Right to repeal: Lawmakers shouldn’t take away voters’ power to revisit school tax levies

7/29/08

Columbus Dispatch Editorial

Ohio legislators should reject the Department of Education’s request for a law that would ban efforts to repeal new school-tax levies.

The idea, included in a “legislative wish list” from the State Board of Education, would be to protect levies from repeal for a yet-unspecified period of time after they’re passed.

It addresses a nonexistent problem and would infringe on a basic right of voters.

Approving or denying school taxes is the single most powerful tool voters have for holding school districts accountable. The ability to repeal them at the ballot box is an element of that power.

School boards and administrators around the state have complained to the Education Department that even the rumor of an effort to repeal a school levy can disrupt a school district’s budgeting efforts. School-board members don’t want to establish programs and make spending promises that rely on funding that could disappear after the next election.

Recent history suggests, though, that rumors of repeal rarely amount to much.

Of 19 proposed school-level repeals on ballots across the state in November 2005, only two were efforts to undo a tax.

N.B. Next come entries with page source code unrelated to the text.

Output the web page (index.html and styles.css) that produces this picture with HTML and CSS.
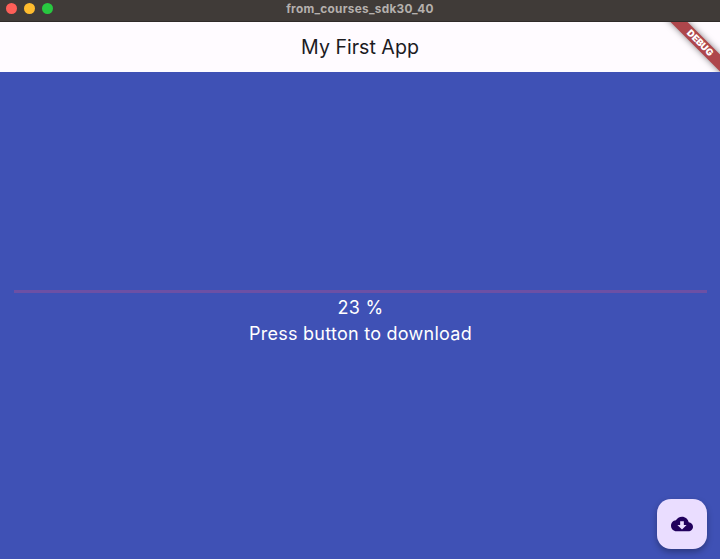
FILE: index.html
```html
<!DOCTYPE html>
<html lang="en">
<head>
<meta charset="utf-8">
<title>My First App</title>
<link rel="stylesheet" href="styles.css">
</head>
<body>
<div class="window">
  <div class="titlebar">
    <div class="lights"><span class="light close"></span><span class="light minimize"></span><span class="light zoom"></span></div>
    <div class="window-title">from_courses_sdk30_40</div>
  </div>
  <header class="appbar">
    <h1 class="app-title">My First App</h1>
    <div class="ribbon-clip"><div class="ribbon">DEBUG</div></div>
  </header>
  <main class="content">
    <div class="progress"></div>
    <p class="label">23 %</p>
    <p class="label message">Press button to download</p>
    <button class="fab" aria-label="Download">
      <svg class="fab-icon" viewBox="0 0 24 24"><path d="M19.35 10.04C18.67 6.59 15.64 4 12 4 9.11 4 6.6 5.64 5.35 8.04 2.34 8.36 0 10.91 0 14c0 3.31 2.69 6 6 6h13c2.76 0 5-2.24 5-5 0-2.64-2.05-4.78-4.65-4.96zM17 13l-5 5-5-5h3V9h4v4h3z"/></svg>
    </button>
  </main>
</div>
</body>
</html>
```
FILE: styles.css
```css
* { box-sizing: border-box; }
body { margin: 0; font-family: Inter, sans-serif; }
.window {
  width: 720px;
  height: 559px;
  display: flex;
  flex-direction: column;
  overflow: hidden;
}
.titlebar {
  height: 22px;
  flex: none;
  display: grid;
  grid-template-columns: 60px 1fr 60px;
  background: #403b38;
  border-bottom: 1px solid #302b29;
}
.lights { display: flex; gap: 7px; padding: 3.4px 0 0 6.3px; }
.light { width: 11px; height: 11px; border-radius: 50%; }
.close { background: #fe5f58; }
.minimize { background: #febc2e; }
.zoom { background: #28c840; }
.window-title {
  color: #b5b0ad;
  font-size: 11.8px;
  font-weight: 700;
  line-height: 18px;
  letter-spacing: 0.28px;
  text-align: center;
}
.appbar {
  height: 50px;
  flex: none;
  display: flex;
  align-items: center;
  justify-content: center;
  position: relative;
  background: #fffbff;
}
.app-title {
  margin: 0;
  color: #1c1b1f;
  font-size: 19.6px;
  font-weight: 400;
  line-height: 26px;
}
.ribbon-clip {
  position: absolute;
  top: 0;
  right: 0;
  width: 70px;
  height: 50px;
  overflow: hidden;
}
.ribbon {
  position: absolute;
  top: 15px;
  left: 0;
  width: 100px;
  height: 12px;
  transform: rotate(45deg);
  background: #ae464b;
  box-shadow: 0 0 6px rgba(0, 0, 0, 0.5);
  color: #fff;
  font-size: 9.4px;
  font-weight: 900;
  line-height: 12px;
  text-align: center;
}
.content {
  flex: 1;
  position: relative;
  padding: 218px 13px 0 14px;
  background: #3f51b5;
  color: #fff;
  text-align: center;
}
.progress { height: 3px; background: #6c50a5; }
.label {
  margin: 2px 0 0;
  font-size: 18px;
  line-height: 26px;
  letter-spacing: 0.26px;
}
.message { margin-top: 0; }
.fab {
  position: absolute;
  right: 13px;
  bottom: 10px;
  width: 50px;
  height: 50px;
  padding: 0;
  display: flex;
  align-items: center;
  justify-content: center;
  border: 0;
  border-radius: 14px;
  background: #eaddff;
  box-shadow: 0 3px 6px rgba(0, 0, 0, 0.3);
}
.fab-icon { width: 22px; height: 22px; fill: #21005d; }
```
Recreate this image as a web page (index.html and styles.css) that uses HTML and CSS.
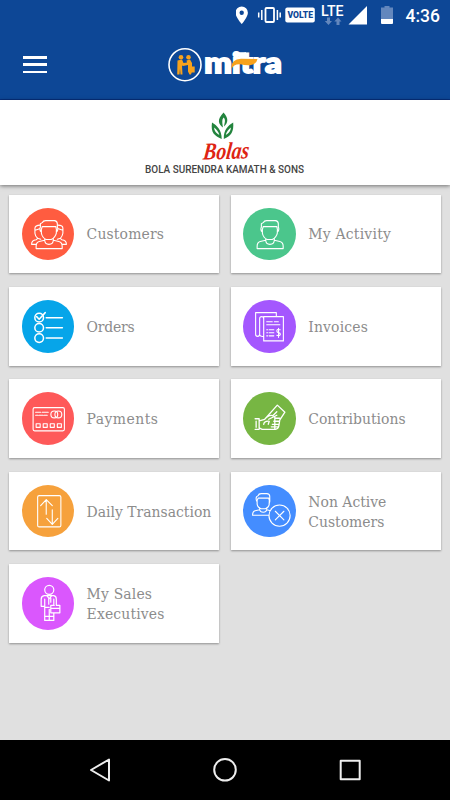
FILE: index.html
```html
<!DOCTYPE html>
<html lang="en">
<head>
<meta charset="utf-8">
<title>mitra</title>
<link rel="stylesheet" href="styles.css">
</head>
<body>
<svg class="defs" width="0" height="0">
  <symbol id="person" viewBox="0 0 52 52">
    <path d="M19 23.500C17.500 23 17.500 20 18.200 19V15.500L20 14.500Q21 12.500 23.500 12.500H32Q34.800 12.700 35 15.500V19C35.800 20 35.500 23 34.200 23.500M19 22L20 18.500H33.500L34.200 22M19.200 22V25Q20 29.500 24 31.200H29Q33 29.500 34 25V22M22.500 30.500V32Q22.700 36 26.700 36Q30.800 36 31 32V30.500M22.500 32L17 33.200Q14 34 14 38V40.200H39.800V38Q39.800 34 36.500 33.200L31 32"/>
  </symbol>
</svg>
<div class="screen">
  <header class="header">
    <div class="status">
      <svg width="214" height="32" viewBox="236 0 214 32">
        <path fill="#fff" fill-rule="evenodd" d="M241.700 6.500a6.200 6.200 0 0 0-6.200 6.200c0 4.400 6.200 11.300 6.200 11.300s6.200-6.900 6.200-11.300a6.200 6.200 0 0 0-6.200-6.200zm0 4a2.200 2.200 0 1 1 0 4.400 2.200 2.200 0 0 1 0-4.400z"/>
        <rect x="265.500" y="8" width="8.500" height="14" rx="1" fill="none" stroke="#fff" stroke-width="1.800"/>
        <path stroke="#fff" stroke-width="1.500" d="M261.800 10v10M258.700 12.500v5M277.400 10v10M280.200 12.500v5"/>
        <rect x="285.300" y="7.500" width="29.500" height="15" rx="2" fill="#fff"/>
        <text class="volte" x="287.500" y="18.300" textLength="25.500" lengthAdjust="spacingAndGlyphs">VOLTE</text>
        <text class="lte" x="321" y="16" textLength="22.500" lengthAdjust="spacingAndGlyphs">LTE</text>
        <path fill="#6387bd" d="M327 17.500h3V21h2l-3.500 4-3.700-4h2.200zM336.500 25h3v-3.500h2l-3.500-4-3.700 4h2.200z"/>
        <path fill="#fff" d="M348.500 24.500L367 6v18.500z"/>
        <path fill="#6387bd" d="M384.500 6h5v1.500h3.500V19h-12V7.500h3.500z"/>
        <path fill="#fff" d="M381 19h12v4q0 1-1 1h-10q-1 0-1-1z"/>
        <text class="time" x="405.500" y="22" textLength="34.500" lengthAdjust="spacingAndGlyphs">4:36</text>
      </svg>
    </div>
    <div class="toolbar">
      <div class="menu"><span></span><span></span><span></span></div>
      <svg class="logo" width="122" height="50" viewBox="168 40 122 50">
        <circle cx="185" cy="64.700" r="16" fill="none" stroke="#fff" stroke-width="1.600"/>
        <g fill="#f7a21c">
          <circle cx="181" cy="57.300" r="2.300"/><circle cx="188.500" cy="57.300" r="2.300"/>
          <path d="M177.500 60.500L182 59.500 183.500 63 187 62.500 186.500 60.500 190 59.500 192 63V66.500h2.700v6h-3l-.7 2h-1.500l-1.500-3v-6.500L183 66l-1-.5.500 9h-2l-.5-6-.5 6h-2.300z"/>
        </g>
        <text class="mitra" x="204.300" y="73.400" textLength="77.500" lengthAdjust="spacingAndGlyphs">mitra</text>
        <path fill="#fff" d="M239 52.200h7v8h-7z"/>
        <path fill="#f7a21c" d="M231.500 69Q230.500 59.500 241 58.800L257.500 59Q256.500 64.500 250 65.200Q245 65.500 240.500 64.300Q233.500 63.800 231.500 69z"/>
      </svg>
    </div>
  </header>

  <section class="brand">
    <svg width="170" height="68" viewBox="140 110 170 68">
      <g fill="#23843e" fill-rule="evenodd">
        <path d="M223.500 112.500C216.500 120 218.500 124 223 127.500C222 122 222 119 223.700 117.500C226 120 224.500 123 224 126.500C228.500 122.500 228.500 118 223.500 112.500z"/>
        <path d="M212 122.500C210.500 133 214.500 135.500 221.700 139C221.700 130 217 125.500 212 122.500zM214 127.500Q218 130 219.300 135Q214.500 132.500 214 127.500z"/>
        <path d="M233.200 122.500C234 132 231 136 223.800 139C223.500 130 228 125.500 233.200 122.500zM231 127.500Q227 130 225.800 135Q230.500 132.500 231 127.500z"/>
      </g>
      <text class="bolas" transform="translate(202.500 159.500) rotate(-1.500) skewX(-8)" textLength="46" lengthAdjust="spacingAndGlyphs">Bolas</text>
      <text class="company" x="145" y="172.800" textLength="159" lengthAdjust="spacingAndGlyphs">BOLA SURENDRA KAMATH &amp; SONS</text>
    </svg>
  </section>

  <main class="grid">
    <div class="card">
      <svg class="icon customers" viewBox="0 0 52 52"><g>
        <path d="M18 17Q13 17 12.800 20V25Q13 28 15.500 30L14 31.500Q9.500 32 9.500 36H14M13 22L17.500 20.500M35.500 17Q40.500 17 40.500 20V25Q40 28 38 30L39.500 31.500Q44 32 44 36H40M40.500 22L36 20.500M15.500 30l3 1M38 30l-3 1"/>
        <use href="#person" width="52" height="52"/></g></svg>
      <span class="label w-customers">Customers</span>
    </div>
    <div class="card">
      <svg class="icon activity" viewBox="0 0 52 52"><use href="#person" width="52" height="52"/></svg>
      <span class="label w-activity">My Activity</span>
    </div>
    <div class="card">
      <svg class="icon orders" viewBox="0 0 52 52"><circle cx="17" cy="17.500" r="4.300"/><circle cx="17" cy="27.500" r="4.300"/><circle cx="17" cy="37.700" r="4.300"/><path d="M14.500 16.500l2.500 2.500 6-6.500M24 17.500h16M24 27.500h16M24 37.700h16"/></svg>
      <span class="label w-orders">Orders</span>
    </div>
    <div class="card">
      <svg class="icon invoices" viewBox="0 0 52 52"><path d="M33 16V12.500H12.500V34q0 2 2 2t2-2V18.500q0-2 2-2t2 2V38M16.500 34q0 2.500 4 2M20.500 16.500H40V40.500H20.500V16.500M23.500 21.500h5.500M31 21.500h4M23.500 24.500h13M23.500 29.500h1M26 29.500h4.500M23.500 32.500h1M26 32.500h4.500M23.500 35.500h1M26 35.500h4.500M36.800 29.500Q33.500 28.500 33.500 30.700Q33.500 32 35.200 32.300Q37 32.800 37 34Q36.500 36 33.500 35M35.200 28v9"/></svg>
      <span class="label w-invoices">Invoices</span>
    </div>
    <div class="card">
      <svg class="icon payments" viewBox="0 0 52 52"><rect x="11" y="15.500" width="31" height="23" rx="1.500"/><circle cx="32" cy="22.200" r="3.400"/><circle cx="36" cy="22.200" r="3.400"/><path d="M13.500 20h5M20 20h6M13.500 23h2.500M17 23h4M22 23h3M14 31.500h4v3.500h-4zM21 31.500h4v3.500h-4zM28 31.500h4v3.500h-4zM35 31.500h4v3.500h-4z"/></svg>
      <span class="label w-payments">Payments</span>
    </div>
    <div class="card">
      <svg class="icon contributions" viewBox="0 0 52 52"><path d="M12 26.500h4v10.500h-4M13 29v6M16 28.500L21.500 27L34 13L41.500 20L36.500 27.500M16 35.500L19 37H32Q35 36.500 35.500 33.500L36.500 27.500M20.500 32Q21 28.500 26 29L25 32M21.500 27Q26 22 29.500 23.500L33.500 19.500M25.500 27L33.500 23M31.500 26h5M30.500 29h5.500M29 32h6M28 34.500h6M31.500 25v12"/></svg>
      <span class="label w-contributions">Contributions</span>
    </div>
    <div class="card">
      <svg class="icon daily" viewBox="0 0 52 52"><rect x="15.500" y="10.500" width="23" height="31" rx="1.500"/><path d="M24 29V14.500M18.500 20.500L24 14.500L30 20.500M30 24.500V39M24.500 33L30 39L35.500 33"/></svg>
      <span class="label w-daily">Daily Transaction</span>
    </div>
    <div class="card">
      <svg class="icon inactive" viewBox="0 0 52 52"><path d="M13.500 16Q12.500 13 13.500 11.500L15 10.500Q15.500 8.500 18 8.500H23.500Q26.500 8.500 26.500 11.500V15Q26.800 17 25.800 18M14 15.500L15 13H25.500L26.200 16M14 16V19Q14.500 22.500 18 23.500H22Q25.500 22.500 26 19V16M16.500 22.500V24.500Q17 27 20 27T23.500 24.500V22.500M16.500 24.500L12 25.500Q9.500 26 9.500 30H25.500M23.500 24.500L26.500 25.200"/><circle cx="36.200" cy="30.300" r="10.500"/><path d="M32 26l8.500 8.500M40.500 26L32 34.500"/></svg>
      <span class="label w-inactive">Non Active<br>Customers</span>
    </div>
    <div class="card">
      <svg class="icon sales" viewBox="0 0 52 52"><circle cx="27" cy="12.700" r="4.500"/><path d="M22 18.500H31.500Q34 19 34 22V28H37.500V35.500H28.500V28H32M22 18.500Q19 19 19 22V29H22.500V43H31.500V35.500M22.500 22V29M31.500 22V28M24.500 18.500L27 21.500L29.500 18.500M26.500 21V27M28.500 21V25M27 32V43M22.500 39H31.500M29 31H37M22.500 30H27"/></svg>
      <span class="label w-sales">My Sales<br>Executives</span>
    </div>
  </main>

  <nav class="nav">
    <svg width="450" height="60" viewBox="0 740 450 60" fill="none" stroke="#eee" stroke-width="2" stroke-linejoin="round">
      <path d="M91 770L109 759.500V780.500z"/><circle cx="225" cy="769.800" r="10.800"/><rect x="340.700" y="760.700" width="19" height="18.500"/>
    </svg>
  </nav>
</div>
</body>
</html>
```
FILE: styles.css
```css
* { box-sizing: border-box; }
body { margin: 0; font-family: Roboto, "Liberation Sans", sans-serif; }
.defs { position: absolute; }
.screen { width: 450px; height: 800px; display: flex; flex-direction: column; background: #e0e0e0; overflow: hidden; }
.header { height: 100px; background: #0d4796; border-bottom: 1px solid #06307f; }
.status { height: 32px; display: flex; justify-content: flex-end; }
.status svg, .brand svg, .nav svg { display: block; }
.volte { font: 900 9px Roboto, sans-serif; fill: #0d4796; }
.lte { font: 500 14.5px Roboto, sans-serif; fill: #fff; }
.time { font: 500 17.5px Roboto, sans-serif; fill: #fff; }
.toolbar { height: 67px; display: flex; align-items: flex-start; padding: 8px 0 0 23px; }
.menu { width: 24px; height: 17px; margin-top: 16px; display: flex; flex-direction: column; justify-content: space-between; }
.menu span { height: 2.500px; background: #fff; }
.logo { margin-left: 121px; }
.mitra { font: 900 28px Lato, sans-serif; fill: #fff; stroke: #fff; stroke-width: 1.800px; }
.brand { position: relative; height: 85px; padding: 10px 0 0 140px; background: #fff; box-shadow: 0 1px 4px rgba(0, 0, 0, .5); }
.bolas { font: italic 700 24px "Liberation Serif", serif; fill: #de2413; }
.company { font: 500 10px Roboto, sans-serif; fill: #444; }
.grid { flex: 1; display: grid; grid-template-columns: 210px 210px; grid-auto-rows: 78.500px; column-gap: 12px; row-gap: 13.900px; align-content: start; padding: 9.700px 9px 0; }
.card { display: flex; align-items: center; background: #fff; padding-left: 12.600px; box-shadow: 0 1px 2px rgba(0, 0, 0, .36); }
.card:nth-child(even) { padding-left: 12.300px; }
.icon { flex: none; width: 52.500px; height: 52.500px; border-radius: 50%; fill: none; stroke: #fff; stroke-width: 1.100px; stroke-linejoin: round; stroke-linecap: round; }
.customers { background: #ff5c40; }
.activity { background: #4bc68c; }
.orders { background: #06a5e9; stroke-width: 1.500px; }
.invoices { background: #a457fe; }
.payments { background: #fe5959; }
.contributions { background: #77b643; stroke-width: 1.300px; }
.daily { background: #f6a13c; }
.inactive { background: #448dff; }
.sales { background: #da57fd; stroke-width: 1.200px; }
.label { margin: 1px 0 0 12.500px; font: 300 15.500px/20px "Roboto Slab", "DejaVu Serif Condensed", "DejaVu Serif", serif; font-stretch: condensed; color: #8c8c8c; white-space: nowrap; }
.w-customers, .w-invoices, .w-sales { letter-spacing: .15px; }
.w-activity { letter-spacing: .22px; }
.w-orders { letter-spacing: -.2px; }
.w-payments { letter-spacing: .45px; }
.nav { flex: none; height: 60px; background: #000; }
```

The other 17 were pre-emptive moves by the school districts employing a state law that says that once a permanent school levy has been approved by voters, only one repeal petition may be filed in a five-year period. Lately, school boards that fear a repeal movement have beaten their opponents to the punch, putting on the ballot measures to repeal an insignificant fraction of the levy’s millage. Whether or not this sham repeal is approved, the levy is inoculated from any other repeal effort for five years.

While such ballot gamesmanship isn’t ideal, stripping voters of all repeal rights, even temporarily, is worse.